The basis of his entire campaign has been the demonisation of an out group (dark-skinned immigrants instead of Jews) as “vermin”, underpinned by a eugenicist claim that they are “poisoning the blood of our country”. This is a direct echo of Mein Kampf: “All great cultures of the past perished only because the originally creative race died out from blood poisoning”.
But how far can he go? His pet supreme court, remember, has already cleared his path by declaring him above the law for any official acts he may commit as president. Criminal justice is not an impediment.
Trump has set out his criminal intentions quite explicitly: revoking the broadcast licences of TV stations that displease him; jailing and encouraging the rape in prison of journalists who do not reveal their sources; violent attacks on “radical left lunatics” (a category that encompasses mainstream liberals and Democrats) by the National Guard, “or if really necessary, by the military”; prosecuting his political opponents and Democratic donors (Trump has so far issued over a hundred threats to prosecute his enemies); conducting show trials (Trump approved a call for “televised military tribunals” to go after “traitors” like the Republican dissident Lynne Cheney); arresting poll workers who do not produce the right election “results”; sending the military to take control of Democrat-run cities and repress protests; rounding up millions of undocumented migrants and holding them in vast camps pending deportation.
Some of this is relatively easy to do and some very hard. The easy stuff is taking control of the department of justice and ordering its prosecutors to instigate cases against anyone Trump dislikes. At the very least, this can wreck people’s lives, miring them in legal costs, making it impossible for them to work and intimidating other dissenters.
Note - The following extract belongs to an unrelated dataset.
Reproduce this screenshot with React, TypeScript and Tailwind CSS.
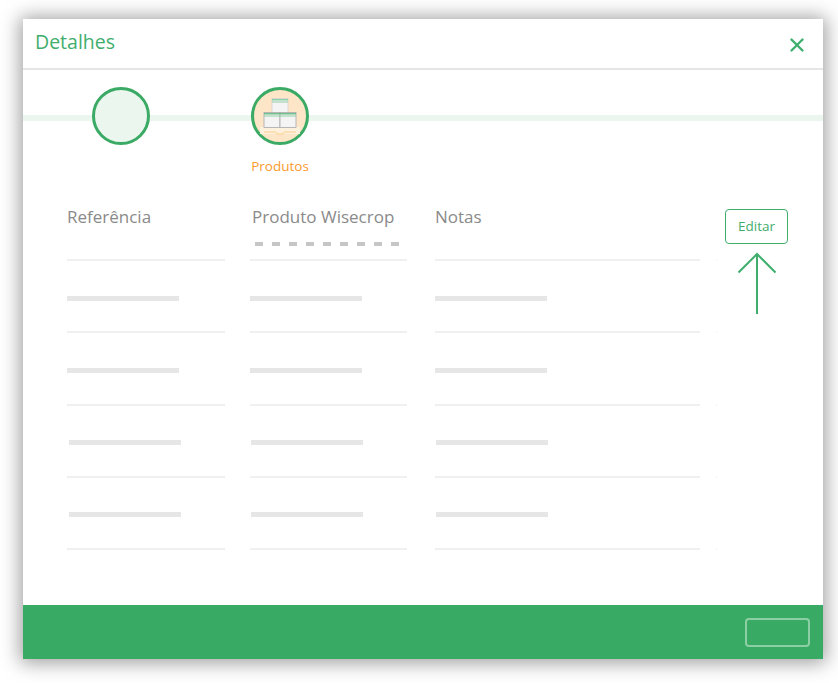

The harder stuff is getting the military to build concentration camps and conduct huge sweeps of American cities for people to fill them. It is telling that it is former generals who have taken the lead in calling out Trump’s fascism – the army does not want to become Trump’s storm troopers. My guess is that this will be more a media war than anything else – terrorising communities and building hysteria.
Trump is lazy and incompetent – he prefers golf to government – old and increasingly unhinged. He will also be distracted by two things.
One is the opportunity for corruption on a massive scale: the blank cheque the supreme court has handed him is literal as well as figurative. The other is dynastic planning. He will want his son Don jnr rather than JD Vance to be his successor. The manoeuvring will make the Borgias look like the Waltons.
So Trump 2.0 would be fascism tempered by senility, greed and nepotism. We find our consolations where we can.